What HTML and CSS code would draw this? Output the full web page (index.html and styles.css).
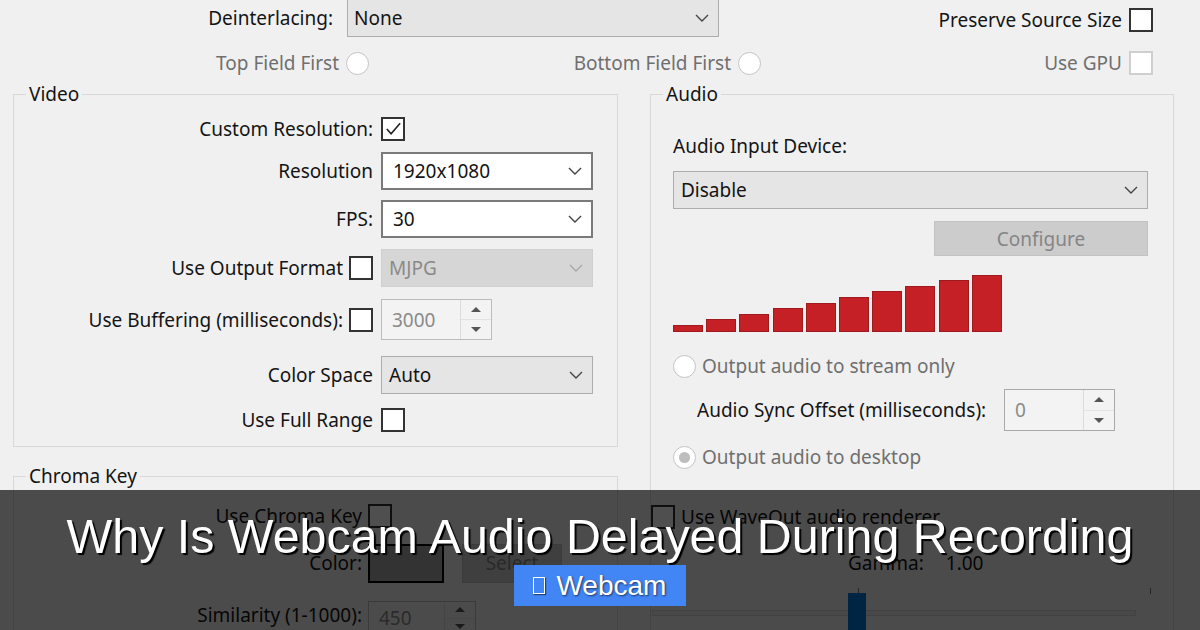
FILE: index.html
```html
<!DOCTYPE html>
<html lang="en">
<head>
    <meta charset="UTF-8">
    <meta name="viewport" content="width=device-width, initial-scale=1.0">
    <title>Why Is Webcam Audio Delayed During Recording</title>
    <link rel="stylesheet" href="styles.css">
</head>
<body>
<div class="screen">
    <div class="top-row">
        <div class="deint">
            <span class="lbl">Deinterlacing:</span>
            <div class="select gray">
                <span>None</span>
                <svg class="chev" width="14" height="8" viewBox="0 0 14 8"><polyline points="1,1 7,7 13,1"/></svg>
            </div>
        </div>
        <div class="opt preserve">Preserve Source Size <span class="check"></span></div>
    </div>

    <div class="field-row">
        <div class="opt off">Top Field First <span class="radio"></span></div>
        <div class="opt off">Bottom Field First <span class="radio"></span></div>
        <div class="opt off">Use GPU <span class="check off"></span></div>
    </div>

    <div class="groups">
        <div class="col-left">
            <fieldset class="group video">
                <legend>Video</legend>
                <div class="video-grid">
                    <div class="cell">Custom Resolution:</div>
                    <div class="cell ctl">
                        <span class="check">
                            <svg width="21" height="21" viewBox="0 0 21 21"><polyline points="4,10 8.5,15 18,4"/></svg>
                        </span>
                    </div>

                    <div class="cell">Resolution</div>
                    <div class="cell ctl">
                        <div class="select white wide"><span>1920x1080</span><svg class="chev" width="14" height="8" viewBox="0 0 14 8"><polyline points="1,1 7,7 13,1"/></svg></div>
                    </div>

                    <div class="cell">FPS:</div>
                    <div class="cell ctl">
                        <div class="select white wide"><span>30</span><svg class="chev" width="14" height="8" viewBox="0 0 14 8"><polyline points="1,1 7,7 13,1"/></svg></div>
                    </div>

                    <div class="cell">Use Output Format <span class="check"></span></div>
                    <div class="cell ctl">
                        <div class="select disabled wide"><span>MJPG</span><svg class="chev" width="14" height="8" viewBox="0 0 14 8"><polyline points="1,1 7,7 13,1"/></svg></div>
                    </div>

                    <div class="cell">Use Buffering (milliseconds): <span class="check"></span></div>
                    <div class="cell ctl">
                        <div class="spin buffering">
                            <span class="val">3000</span>
                            <span class="arrows"><i class="up"></i><i class="down"></i></span>
                        </div>
                    </div>

                    <div class="cell">Color Space</div>
                    <div class="cell ctl">
                        <div class="select gray wide"><span>Auto</span><svg class="chev" width="14" height="8" viewBox="0 0 14 8"><polyline points="1,1 7,7 13,1"/></svg></div>
                    </div>

                    <div class="cell">Use Full Range</div>
                    <div class="cell ctl"><span class="check"></span></div>
                </div>
            </fieldset>

            <fieldset class="group chroma">
                <legend>Chroma Key</legend>
                <div class="chroma-grid">
                    <div class="cell">Use Chroma Key</div>
                    <div class="cell ctl"><span class="check"></span></div>

                    <div class="cell">Color:</div>
                    <div class="cell ctl">
                        <span class="swatch"></span>
                        <span class="btn select-btn">Select</span>
                    </div>

                    <div class="cell">Similarity (1-1000):</div>
                    <div class="cell ctl">
                        <div class="spin similarity">
                            <span class="val">450</span>
                            <span class="arrows"><i class="up"></i><i class="down"></i></span>
                        </div>
                    </div>
                </div>
            </fieldset>
        </div>

        <fieldset class="group audio">
            <legend>Audio</legend>
            <div class="a-label">Audio Input Device:</div>
            <div class="select gray device"><span>Disable</span><svg class="chev" width="14" height="8" viewBox="0 0 14 8"><polyline points="1,1 7,7 13,1"/></svg></div>
            <div class="btn configure">Configure</div>

            <div class="meter">
                <span class="bar" style="height:7px"></span>
                <span class="bar" style="height:13px"></span>
                <span class="bar" style="height:18px"></span>
                <span class="bar" style="height:24px"></span>
                <span class="bar" style="height:29px"></span>
                <span class="bar" style="height:35px"></span>
                <span class="bar" style="height:41px"></span>
                <span class="bar" style="height:46px"></span>
                <span class="bar" style="height:52px"></span>
                <span class="bar" style="height:57px"></span>
            </div>

            <div class="radio-row off"><span class="radio"></span>Output audio to stream only</div>
            <div class="sync-row">
                <span class="sync-lbl">Audio Sync Offset (milliseconds):</span>
                <div class="spin sync">
                    <span class="val">0</span>
                    <span class="arrows"><i class="up"></i><i class="down"></i></span>
                </div>
            </div>
            <div class="radio-row off desktop"><span class="radio on"></span>Output audio to desktop</div>

            <div class="waveout"><span class="check"></span>Use WaveOut audio renderer</div>
            <div class="gamma"><span>Gamma:</span><span class="gval">1.00</span></div>
            <div class="slider">
                <span class="tick t1"></span>
                <span class="tick t2"></span>
                <span class="track"></span>
                <span class="thumb"></span>
            </div>
        </fieldset>
    </div>

    <div class="caption">
        <h1>Why Is Webcam Audio Delayed During Recording</h1>
        <span class="tag"><span class="tofu"></span> Webcam</span>
    </div>
</div>
</body>
</html>
```

FILE: styles.css
```css
body {
    margin: 0;
    background: #f0f0f0;
    font-family: "Noto Sans", "Open Sans", sans-serif;
    font-size: 19px;
    color: #141414;
}
.screen {
    position: relative;
    width: 1200px;
    height: 630px;
    overflow: hidden;
}

/* top rows */
.top-row {
    display: flex;
    align-items: center;
    height: 38px;
    margin-top: -1px;
}
.deint {
    display: grid;
    grid-template-columns: 333px 372px;
    column-gap: 14px;
    align-items: center;
}
.deint .lbl {
    text-align: right;
}
.deint .select {
    padding-left: 6px;
}
.preserve {
    margin-left: auto;
    margin-right: 47px;
    margin-top: 3px;
}
.field-row {
    display: grid;
    grid-template-columns: 369px 392px 1fr;
    height: 26px;
    margin-top: 13px;
    padding-right: 47px;
}
.opt {
    display: flex;
    align-items: center;
    justify-content: flex-end;
    gap: 7px;
    white-space: nowrap;
}
.opt.off {
    color: #6f6f6f;
}

/* controls */
.check {
    display: inline-flex;
    align-items: center;
    justify-content: center;
    width: 20px;
    height: 20px;
    border: 2px solid #333;
    background: #fff;
    flex: none;
}
.check.off {
    border-color: #cfcfcf;
}
.check svg polyline {
    fill: none;
    stroke: #222;
    stroke-width: 1.7;
}
.radio {
    display: inline-flex;
    align-items: center;
    justify-content: center;
    width: 21px;
    height: 21px;
    border: 1px solid #c3c3c3;
    border-radius: 50%;
    background: #fff;
    flex: none;
}
.radio.on::after {
    content: "";
    width: 11px;
    height: 11px;
    border-radius: 50%;
    background: #bdbdbd;
}
.select {
    display: flex;
    align-items: center;
    justify-content: space-between;
    box-sizing: border-box;
    height: 38px;
    padding: 0 9px 0 7px;
    border: 1px solid #adadad;
    background: #e5e5e5;
    white-space: nowrap;
}
.select.white {
    background: #fff;
    border: 2px solid #7a7a7a;
    padding-left: 10px;
}
.select.disabled {
    background: #d6d6d6;
    border-color: #d0d0d0;
    color: #8a8a8a;
}
.select.wide {
    width: 212px;
}
.chev polyline {
    fill: none;
    stroke: #444;
    stroke-width: 1.4;
}
.select.disabled .chev polyline {
    stroke: #a8a8a8;
}
.spin {
    display: flex;
    box-sizing: border-box;
    border: 1px solid #bcbcbc;
    background: #f3f3f3;
    color: #8a8a8a;
}
.spin .val {
    flex: 1;
    display: flex;
    align-items: center;
    padding-left: 10px;
}
.spin .arrows {
    display: flex;
    flex-direction: column;
    width: 30px;
    border-left: 1px solid #dcdcdc;
}
.spin .arrows i {
    flex: 1;
    display: flex;
    align-items: center;
    justify-content: center;
}
.spin .arrows i + i {
    border-top: 1px solid #e2e2e2;
}
.spin .up::after {
    content: "";
    border-left: 5px solid transparent;
    border-right: 5px solid transparent;
    border-bottom: 5px solid #555;
}
.spin .down::after {
    content: "";
    border-left: 5px solid transparent;
    border-right: 5px solid transparent;
    border-top: 5px solid #555;
}
.btn {
    display: flex;
    align-items: center;
    justify-content: center;
    box-sizing: border-box;
    border: 1px solid #c2c2c2;
    background: #cccccc;
    color: #858585;
}

/* group boxes */
.groups {
    display: flex;
    margin-top: 5px;
}
.col-left {
    width: 605px;
    margin-left: 13px;
}
.group {
    margin: 0;
    padding: 0;
    min-width: 0;
    border: 1px solid #d8d8d8;
}
.group legend {
    margin-left: 12px;
    padding: 0 3px;
    line-height: 26px;
}
.video {
    height: 366px;
    box-sizing: border-box;
    padding: 1px 0 6px;
}
.video-grid {
    display: grid;
    grid-template-columns: 359px 212px;
    grid-template-rows: 42px 42px 54px 44px 59px 51px 39px;
    column-gap: 8px;
}
.cell {
    display: flex;
    align-items: center;
    justify-content: flex-end;
    gap: 6px;
    white-space: nowrap;
}
.cell.ctl {
    justify-content: flex-start;
}
.buffering {
    width: 111px;
    height: 41px;
}
.chroma {
    margin-top: 16px;
    height: 300px;
}
.chroma-grid {
    display: grid;
    grid-template-columns: 348px 1fr;
    grid-template-rows: 54px 40px 64px;
    column-gap: 6px;
}
.chroma-grid .ctl {
    gap: 18px;
}
.swatch {
    width: 72px;
    height: 35px;
    border: 2px solid #000;
    background: #a6a6a6;
}
.select-btn {
    width: 100px;
    height: 39px;
}
.similarity {
    width: 108px;
    height: 34px;
    margin-top: 6px;
}

/* audio */
.audio {
    width: 524px;
    height: 600px;
    margin-left: 32px;
    box-sizing: border-box;
    padding: 0 25px 0 22px;
}
.audio legend {
    margin-left: -10px;
}
.a-label {
    margin-top: 26px;
    line-height: 26px;
}
.device {
    margin-top: 12px;
}
.configure {
    width: 214px;
    height: 35px;
    margin: 12px 0 0 auto;
}
.meter {
    display: flex;
    align-items: flex-end;
    gap: 3.2px;
    height: 57px;
    margin-top: 19px;
}
.bar {
    width: 30px;
    box-sizing: border-box;
    background: #c42026;
    border: 1px solid #9e1a1f;
}
.radio-row {
    display: flex;
    align-items: center;
    gap: 6px;
    height: 24px;
    margin-top: 22px;
    white-space: nowrap;
}
.radio-row.off {
    color: #6f6f6f;
}
.radio-row.desktop {
    margin-top: 14px;
}
.sync-row {
    display: flex;
    align-items: center;
    height: 42px;
    margin-top: 11px;
    padding-left: 24px;
}
.sync-lbl {
    width: 293px;
    white-space: nowrap;
}
.sync {
    width: 111px;
    height: 42px;
    margin-left: 14px;
    border-color: #a9a9a9;
}
.waveout {
    display: flex;
    align-items: center;
    gap: 6px;
    height: 24px;
    margin: 36px 0 0 -22px;
    white-space: nowrap;
}
.gamma {
    display: flex;
    gap: 22px;
    height: 26px;
    line-height: 26px;
    margin-top: 21px;
    padding-left: 175px;
}
.slider {
    position: relative;
    height: 50px;
    margin: 12px 0 0 -21px;
}
.slider .tick {
    position: absolute;
    top: 0;
    width: 1px;
    height: 6px;
    background: #777;
}
.slider .t1 { left: 206px; }
.slider .t2 { left: 498px; }
.slider .track {
    position: absolute;
    left: 0;
    right: 12px;
    top: 22px;
    height: 4px;
    border: 1px solid #d6d6d6;
    background: #e7e7e7;
}
.slider .thumb {
    position: absolute;
    left: 196px;
    top: 5px;
    width: 18px;
    height: 42px;
    background: #0078d7;
}

/* title overlay */
.caption {
    position: absolute;
    left: 0;
    right: 0;
    top: 490px;
    bottom: 0;
    display: flex;
    flex-direction: column;
    align-items: center;
    padding-top: 19px;
    background: rgba(0, 0, 0, 0.69);
    font-family: "Liberation Sans", Arial, sans-serif;
    color: #fff;
}
.caption h1 {
    margin: 0;
    font-size: 48.4px;
    font-weight: normal;
    line-height: 55px;
    white-space: nowrap;
    text-shadow: 2px 2px 1px #000;
}
.tag {
    display: flex;
    align-items: center;
    margin-top: 1px;
    padding: 5px 20px 5px 19px;
    background: #4285f4;
    font-size: 28px;
    line-height: 31px;
    text-shadow: 1px 1px 2px rgba(0, 0, 0, 0.6);
    white-space: pre;
}
.tofu {
    display: inline-block;
    width: 10px;
    height: 15px;
    margin-right: 4px;
    border: 1.5px solid #fff;
    box-shadow: 1px 1px 1px rgba(0, 0, 0, 0.5);
}
```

•••

> [What the task requires] Check every line of the data above for the string "styles", and copy those that have it.

> [Task solution]
What HTML and CSS code would draw this? Output the full web page (index.html and styles.css).
    <link rel="stylesheet" href="styles.css">
FILE: styles.css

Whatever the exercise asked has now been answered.